Francis Seymour, 5th Duke of Somerset (17 January 1658 – 20 April 1678), known as The Lord Seymour of Trowbridge between 1665 and 1675, was an English peer. He was the son of Charles Seymour, 2nd Baron Seymour of Trowbridge and Elizabeth Alington (1635-92). He died aged 20, unmarried and childless, having been shot dead by Horatio Botti, whose wife Seymour is said to have insulted at Lerici. He was succeeded by his brother Charles Seymour.
Otto Marseus van Schrieck (ca. 1619, Nijmegen – buried June 22, 1678, Amsterdam) was a painter in the Dutch Golden Age. Marseus van Schrieck spent the years 1648-1657 in Rome and Florence with the painters Matthias Withoos and Willem van Aelst, after which he settled in Amsterdam. He is best known for his paintings of forest flora and fauna. In Arnold Houbraken's biography of him, he mentions that he was called the "sniffer", because he was always sniffing strange lizards and snakes.
Dr. Robert Thoroton (4 October 1623 – c. 21 November 1678) was an English antiquary who belonged to an old Nottinghamshire family, which took its name from Thoroton, near Newark. He resided mainly at another village in the same neighborhood, Car Colston, where he practised as a physician and where he lived the life of a country gentleman.
Walter Aston, 2nd Lord Aston of Forfar (6 April 1609 – 23 April 1678) was a son of Walter Aston, 1st Lord Aston of Forfar, and Gertrude Sadleir of Standon. In 1639, he succeeded his father as Lord Aston of Forfar in the peerage of Scotland. And, in 1660, at the death of his maternal uncle Ralph Sadleir, he inherited the lordship of Standon and other estates in Hertfordshire, England. Lord Aston was a staunch Royalist during the English Civil War.
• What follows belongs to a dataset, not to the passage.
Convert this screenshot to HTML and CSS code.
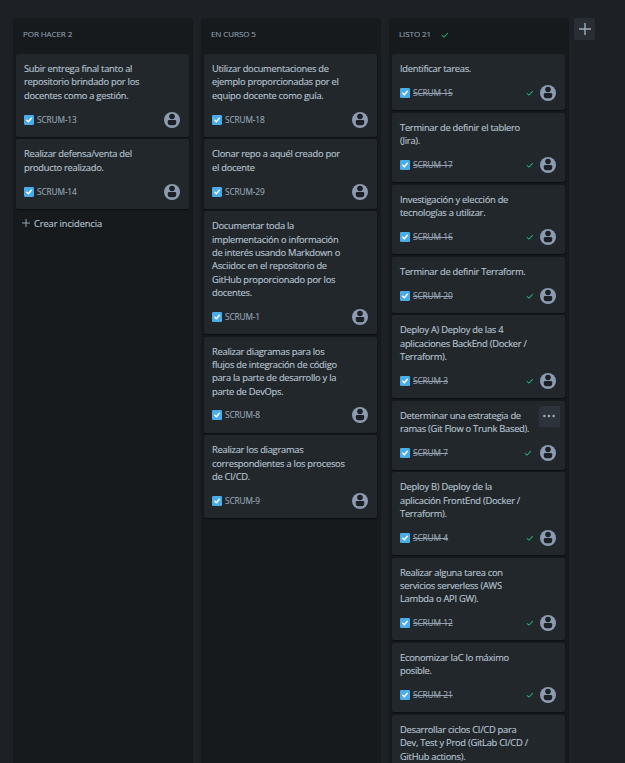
FILE: index.html
```html
<!DOCTYPE html>
<html lang="es">
<head>
<meta charset="utf-8">
<title>Tablero SCRUM</title>
<link rel="stylesheet" href="styles.css">
</head>
<body>
<svg class="defs" aria-hidden="true">
  <symbol id="task" viewBox="0 0 10 10"><rect width="10" height="10" rx="1.2" fill="#4bade8"/><path d="M2.8 5.2 4.4 6.8 7.3 3.3" fill="none" stroke="#fff" stroke-width="1.4" stroke-linecap="round" stroke-linejoin="round"/></symbol>
  <symbol id="user" viewBox="0 0 16 16"><circle cx="8" cy="8" r="8" fill="#8c9bb0"/><circle cx="8" cy="4.5" r="2.8" fill="#1d2125"/><path d="M3.8 9.2Q3.8 7.9 5.1 7.9H10.9Q12.2 7.9 12.2 9.2V10.6Q12.2 13.2 9.6 13.2H6.4Q3.8 13.2 3.8 10.6Z" fill="#1d2125"/></symbol>
  <symbol id="done" viewBox="0 0 8 8"><path d="M1.2 4.6 3 6.2 6.6 2.4" fill="none" stroke="#22a56c" stroke-width="1.05" stroke-linecap="round" stroke-linejoin="round"/></symbol>
</svg>
<main class="board">
  <section class="column">
    <h2 class="column-title">POR HACER 2</h2>
    <article class="card"><p>Subir entrega final tanto al<br>repositorio brindado por los<br>docentes como a gestión.</p><footer><svg class="task"><use href="#task"/></svg><span class="key">SCRUM-13</span><svg class="user"><use href="#user"/></svg></footer></article>
    <article class="card"><p>Realizar defensa/venta del<br>producto realizado.</p><footer><svg class="task"><use href="#task"/></svg><span class="key">SCRUM-14</span><svg class="user"><use href="#user"/></svg></footer></article>
    <button class="create"><svg viewBox="0 0 8 8"><path d="M4 0V8M0 4H8" stroke="#9fadbc" stroke-width=".9"/></svg><span>Crear incidencia</span></button>
  </section>
  <section class="column">
    <h2 class="column-title">EN CURSO 5</h2>
    <article class="card"><p>Utilizar documentaciones de<br>ejemplo proporcionadas por el<br>equipo docente como guía.</p><footer><svg class="task"><use href="#task"/></svg><span class="key">SCRUM-18</span><svg class="user"><use href="#user"/></svg></footer></article>
    <article class="card"><p>Clonar repo a aquél creado por<br>el docente</p><footer><svg class="task"><use href="#task"/></svg><span class="key">SCRUM-29</span><svg class="user"><use href="#user"/></svg></footer></article>
    <article class="card"><p>Documentar toda la<br>implementación o información<br>de interés usando Markdown o<br>Asciidoc en el repositorio de<br>GitHub proporcionado por los<br>docentes.</p><footer><svg class="task"><use href="#task"/></svg><span class="key">SCRUM-1</span><svg class="user"><use href="#user"/></svg></footer></article>
    <article class="card"><p>Realizar diagramas para los<br>flujos de integración de código<br>para la parte de desarrollo y la<br>parte de DevOps.</p><footer><svg class="task"><use href="#task"/></svg><span class="key">SCRUM-8</span><svg class="user"><use href="#user"/></svg></footer></article>
    <article class="card"><p>Realizar los diagramas<br>correspondientes a los procesos<br>de CI/CD.</p><footer><svg class="task"><use href="#task"/></svg><span class="key">SCRUM-9</span><svg class="user"><use href="#user"/></svg></footer></article>
  </section>
  <section class="column finished">
    <h2 class="column-title">LISTO 21<svg class="done"><use href="#done"/></svg></h2>
    <article class="card"><p>Identificar tareas.</p><footer><svg class="task"><use href="#task"/></svg><span class="key">SCRUM-15</span><svg class="done"><use href="#done"/></svg><svg class="user"><use href="#user"/></svg></footer></article>
    <article class="card"><p>Terminar de definir el tablero<br>(Jira).</p><footer><svg class="task"><use href="#task"/></svg><span class="key">SCRUM-17</span><svg class="done"><use href="#done"/></svg><svg class="user"><use href="#user"/></svg></footer></article>
    <article class="card"><p>Investigación y elección de<br>tecnologías a utilizar.</p><footer><svg class="task"><use href="#task"/></svg><span class="key">SCRUM-16</span><svg class="done"><use href="#done"/></svg><svg class="user"><use href="#user"/></svg></footer></article>
    <article class="card"><p>Terminar de definir Terraform.</p><footer><svg class="task"><use href="#task"/></svg><span class="key">SCRUM-20</span><svg class="done"><use href="#done"/></svg><svg class="user"><use href="#user"/></svg></footer></article>
    <article class="card"><p>Deploy A) Deploy de las 4<br>aplicaciones BackEnd (Docker /<br>Terraform).</p><footer><svg class="task"><use href="#task"/></svg><span class="key">SCRUM-3</span><svg class="done"><use href="#done"/></svg><svg class="user"><use href="#user"/></svg></footer></article>
    <article class="card active"><p>Determinar una estrategia de<br>ramas (Git Flow o Trunk Based).</p><button class="more"><svg viewBox="0 0 12 4"><circle cx="1.4" cy="2" r="1.25"/><circle cx="6" cy="2" r="1.25"/><circle cx="10.6" cy="2" r="1.25"/></svg></button><footer><svg class="task"><use href="#task"/></svg><span class="key">SCRUM-7</span><svg class="done"><use href="#done"/></svg><svg class="user"><use href="#user"/></svg></footer></article>
    <article class="card"><p>Deploy B) Deploy de la<br>aplicación FrontEnd (Docker /<br>Terraform).</p><footer><svg class="task"><use href="#task"/></svg><span class="key">SCRUM-4</span><svg class="done"><use href="#done"/></svg><svg class="user"><use href="#user"/></svg></footer></article>
    <article class="card"><p>Realizar alguna tarea con<br>servicios serverless (AWS<br>Lambda o API GW).</p><footer><svg class="task"><use href="#task"/></svg><span class="key">SCRUM-12</span><svg class="done"><use href="#done"/></svg><svg class="user"><use href="#user"/></svg></footer></article>
    <article class="card"><p>Economizar IaC lo máximo<br>posible.</p><footer><svg class="task"><use href="#task"/></svg><span class="key">SCRUM-21</span><svg class="done"><use href="#done"/></svg><svg class="user"><use href="#user"/></svg></footer></article>
    <article class="card"><p>Desarrollar ciclos CI/CD para<br>Dev, Test y Prod (GitLab CI/CD /<br>GitHub actions).</p></article>
  </section>
  <button class="add"><svg viewBox="0 0 12 12"><path d="M6 0V12M0 6H12" stroke="#9fadbc" stroke-width="1.4"/></svg></button>
</main>
</body>
</html>
```
FILE: styles.css
```css
* { box-sizing: border-box; }
body {
  margin: 0;
  height: 763px;
  overflow: hidden;
  background: #1d2125;
  color: #b6c2cf;
  font-family: "Open Sans", "Noto Sans", sans-serif;
  font-size: 9.33px;
  -webkit-text-stroke: .15px currentColor;
}
button { border: 0; padding: 0; font: inherit; color: inherit; background: none; }
svg { display: block; flex: none; }
.defs { position: absolute; width: 0; height: 0; }
.board { display: flex; gap: 8px; height: 763px; padding: 18px 0 0 13px; overflow: hidden; }
.column {
  flex: none;
  width: 180px;
  padding: 0 4px 0 3px;
  background: #161a1d;
  border-radius: 4px 4px 0 0;
}
.column-title {
  display: flex;
  align-items: center;
  height: 36px;
  margin: 0;
  padding: 0 0 5px 7px;
  color: #8c9bab;
  font-size: 8px;
  font-weight: 500;
  letter-spacing: -.08px;
}
.column-title .done { margin: 2px 0 0 10px; }
.card {
  position: relative;
  margin-bottom: 2.667px;
  padding: 8px 9px 9.067px 8px;
  background: #22272b;
  border-radius: 2px;
  box-shadow: 0 1px 1px #0d1013;
}
.card p { margin: 0; line-height: 13.333px; letter-spacing: -.26px; white-space: nowrap; }
.card footer { display: flex; align-items: center; height: 16px; margin-top: 9.6px; }
.task { width: 10px; height: 10px; margin: 0 3px 0 0; }
.key { color: #94a2b1; font-size: 8.3px; font-weight: 500; line-height: 12px; letter-spacing: -.12px; }
.user { width: 16px; height: 16px; margin-left: auto; }
.done { width: 8px; height: 8px; }
.finished .key { text-decoration: line-through; }
.finished footer .done { margin-left: auto; }
.finished footer .user { margin-left: 6px; }
.active footer .user { margin-left: 8px; }
.more {
  position: absolute;
  top: 5px;
  right: 5px;
  display: grid;
  place-items: center;
  width: 21px;
  height: 21px;
  background: #2c333a;
  border-radius: 2px;
}
.more svg { width: 12px; height: 4px; margin-right: 1px; fill: #9fadbc; }
.create { display: flex; align-items: center; gap: 4px; height: 24px; padding-left: 6px; letter-spacing: -.12px; }
.create svg { width: 8px; height: 8px; }
.add {
  display: grid;
  place-items: center;
  width: 21px;
  height: 22px;
  margin-left: -3px;
  background: #282e33;
  border-radius: 2px;
}
.add svg { width: 12px; height: 12px; }
```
William Paget, 5th Baron Paget (13 September 1609 – 19 October 1678) an English peer born at Beaudesert House Staffordshire, England to William Paget, 4th Baron Paget and Lettice Knollys. He was a Parliamentarian with land in Buckinghamshire at the outbreak of the English Civil War, he was made the Parliamentarian Lord Lieutenant of Buckinghamshire in 1641.